### What the exercise asks
Reproduce the material below line by line, beginning with its first line and ending with the line that contains "const tabs = ['奇点', '开天', '信仰', '法则', '天道'];"; leave out pictures.

### Source material
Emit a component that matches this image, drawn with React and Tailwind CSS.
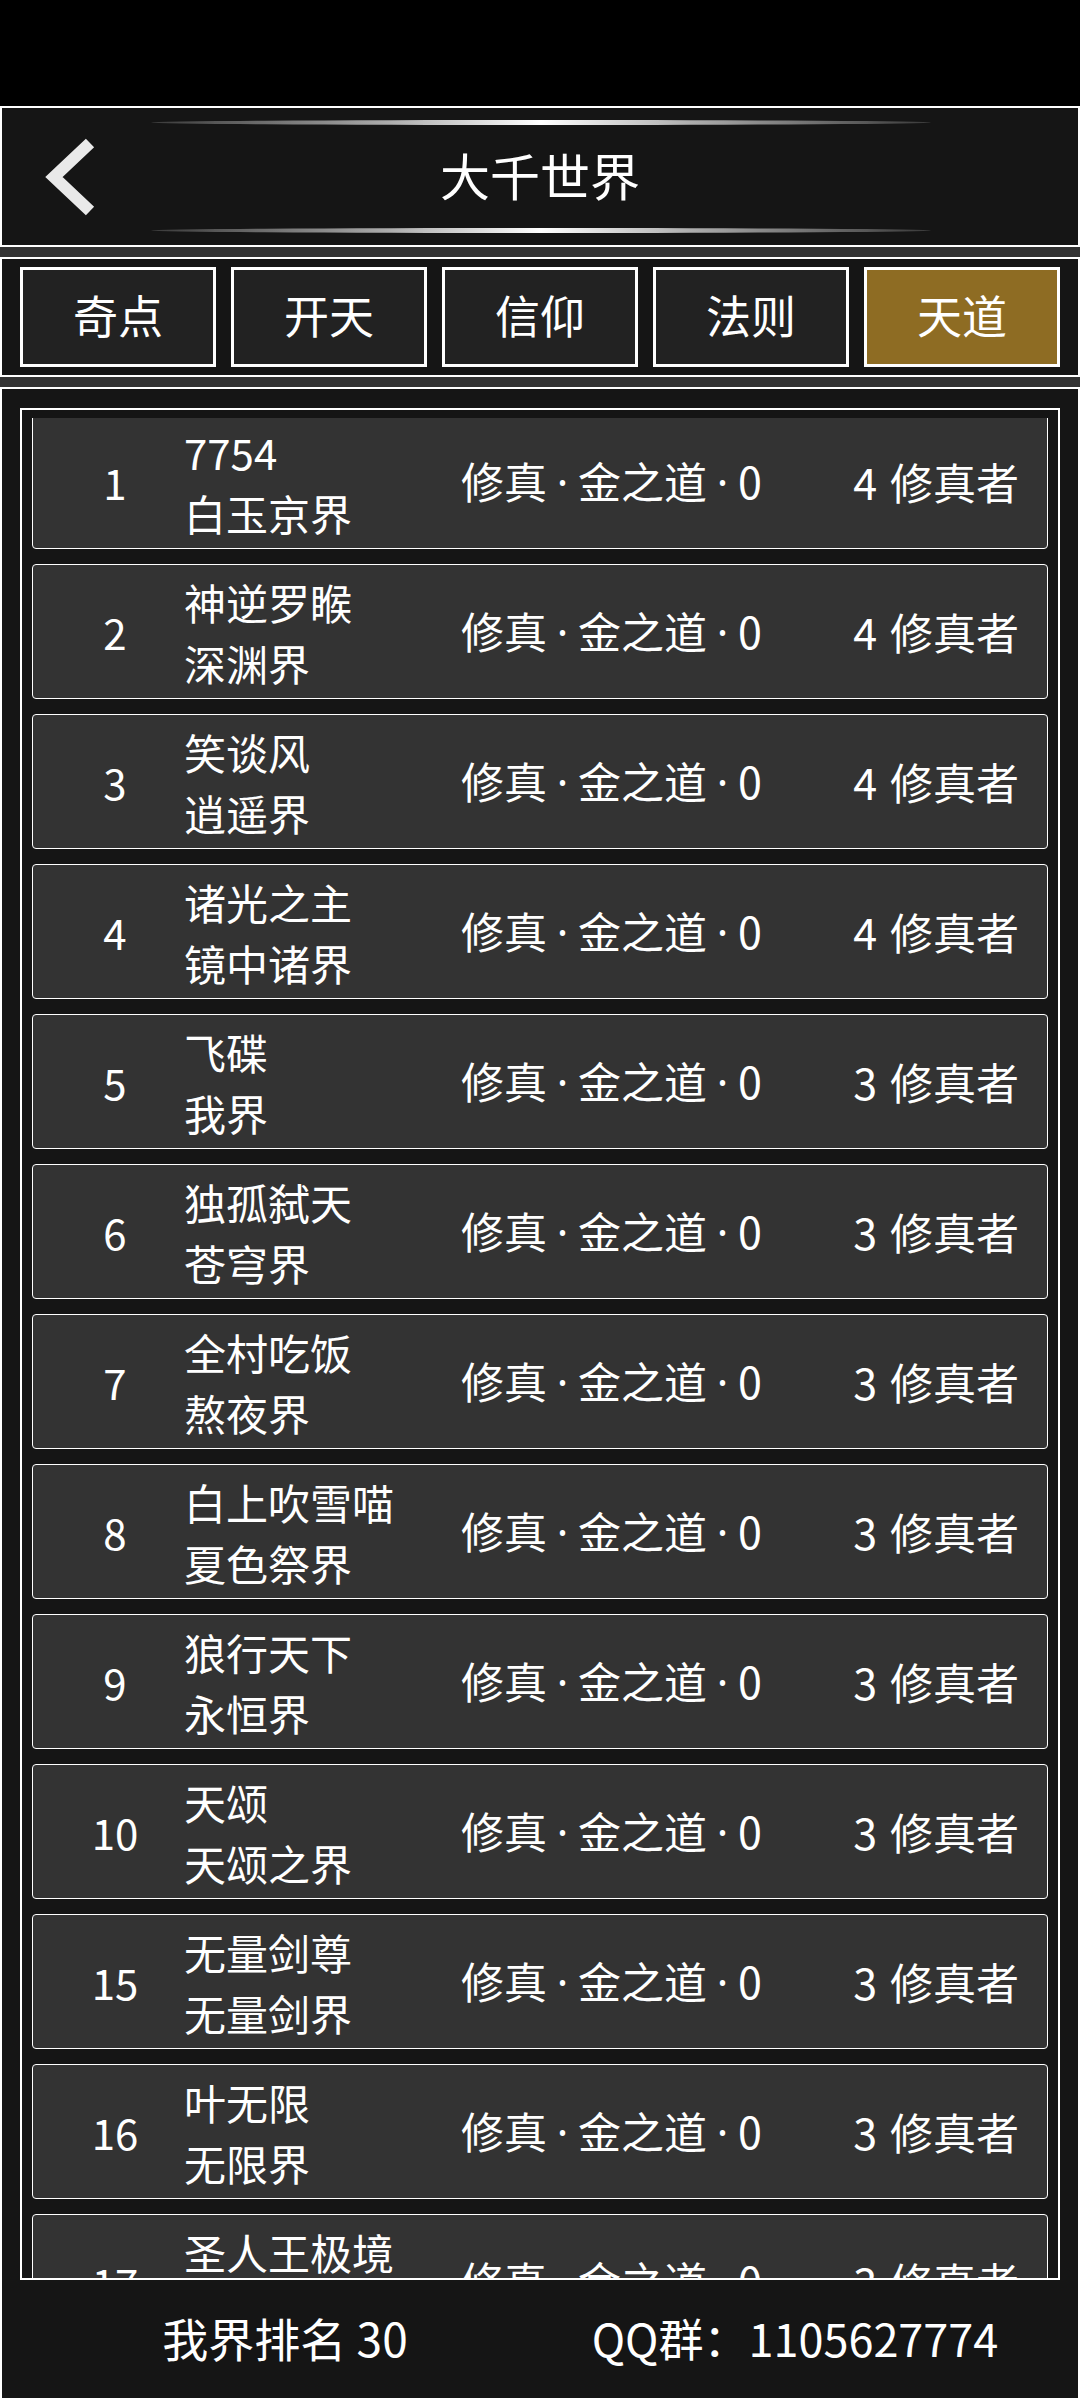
import React from 'react';

const FONT = { fontFamily: '"Noto Sans CJK SC", "Noto Sans", sans-serif' };

const tabs = ['奇点', '开天', '信仰', '法则', '天道'];

const realms = [
  { rank: 1, owner: '7754', realm: '白玉京界', count: 4 },
  { rank: 2, owner: '神逆罗睺', realm: '深渊界', count: 4 },
  { rank: 3, owner: '笑谈风', realm: '逍遥界', count: 4 },
  { rank: 4, owner: '诸光之主', realm: '镜中诸界', count: 4 },
  { rank: 5, owner: '飞碟', realm: '我界', count: 3 },
  { rank: 6, owner: '独孤弑天', realm: '苍穹界', count: 3 },
  { rank: 7, owner: '全村吃饭', realm: '熬夜界', count: 3 },
  { rank: 8, owner: '白上吹雪喵', realm: '夏色祭界', count: 3 },
  { rank: 9, owner: '狼行天下', realm: '永恒界', count: 3 },
  { rank: 10, owner: '天颂', realm: '天颂之界', count: 3 },
  { rank: 15, owner: '无量剑尊', realm: '无量剑界', count: 3 },
  { rank: 16, owner: '叶无限', realm: '无限界', count: 3 },
  { rank: 17, owner: '圣人王极境', realm: '圣人界', count: 3 },
];

function GlowLine({ className }) {
  return (
    <div
      className={`absolute left-[149px] w-[780px] h-[5px] rounded-[50%] bg-linear-to-r from-[#3a3a3a] via-white to-[#3a3a3a] ${className}`}
    />
  );
}

function BackChevron() {
  return (
    <svg className="absolute left-[38px] top-[22px]" width="60" height="100" viewBox="0 0 60 100">
      <polyline
        points="50,13 14,47 50,81"
        fill="none"
        stroke="#e9e9e9"
        strokeWidth="12"
        strokeLinejoin="miter"
        strokeLinecap="butt"
      />
    </svg>
  );
}

// narrow separator dot between the path parts
function Dot() {
  return (
    <span className="inline-block w-[31px] text-center" style={{ fontFamily: '"Noto Sans", sans-serif' }}>
      ·
    </span>
  );
}

function RealmRow({ item }) {
  return (
    <div className="h-[135px] shrink-0 flex items-center border border-white rounded-[4px] bg-[#333333] text-white">
      <div className="ml-[23px] w-[118px] text-center text-[42px] leading-none">{item.rank}</div>
      <div className="ml-[10px] w-[277px] flex flex-col text-[42px] leading-[61px]">
        <span>{item.owner}</span>
        <span>{item.realm}</span>
      </div>
      <div className="text-[43px] leading-none whitespace-nowrap">
        修真<Dot />金之道<Dot />0
      </div>
      <div className="flex-1 pr-[28px] flex justify-end items-center text-[43px] leading-none whitespace-nowrap">
        <span>{item.count}</span>
        <span className="ml-[13px]">修真者</span>
      </div>
    </div>
  );
}

export default function App() {
  return (
    <div className="w-[1080px] h-[2400px] bg-black flex flex-col text-white" style={FONT}>
      <div className="h-[106px] shrink-0 bg-black" />

      <header className="relative h-[141px] shrink-0 border-2 border-white bg-[#151515] flex items-center justify-center">
        <GlowLine className="top-[12px]" />
        <BackChevron />
        <h1 className="text-[50px] leading-none font-normal -mt-[6px]">大千世界</h1>
        <GlowLine className="top-[120px]" />
      </header>

      <div className="h-[10px] shrink-0 bg-[#333333]" />

      <nav className="h-[120px] shrink-0 border-2 border-white bg-[#151515] px-[18px] pt-[8px] flex gap-[15px]">
        {tabs.map((t, i) => (
          <div
            key={t}
            className={`w-[196px] h-[100px] border-[3px] border-white flex items-center justify-center text-[45px] leading-none pb-[6px] ${
              i === 4 ? 'bg-[#8e6c23]' : 'bg-[#222222]'
            }`}
          >
            {t}
          </div>
        ))}
      </nav>

      <div className="h-[10px] shrink-0 bg-[#333333]" />

      <section className="flex-1 border-2 border-white bg-[#151515] flex flex-col px-[18px] pt-[19px]">
        <div className="h-[1872px] shrink-0 border-2 border-white px-[10px] pt-[8px]">
          <div className="h-full overflow-hidden">
            <div className="-mt-[4px] flex flex-col gap-[15px]">
              {realms.map((r) => (
                <RealmRow key={r.rank} item={r} />
              ))}
            </div>
          </div>
        </div>
        <footer className="flex-1 grid grid-cols-2 items-center leading-none pb-[4px]">
          <div className="pl-[10px] text-center text-[46px]">我界排名 30</div>
          <div className="pr-[10px] text-center text-[45px]">QQ群：1105627774</div>
        </footer>
      </section>
    </div>
  );
}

### Task answer
Emit a component that matches this image, drawn with React and Tailwind CSS.
import React from 'react';

const FONT = { fontFamily: '"Noto Sans CJK SC", "Noto Sans", sans-serif' };

const tabs = ['奇点', '开天', '信仰', '法则', '天道'];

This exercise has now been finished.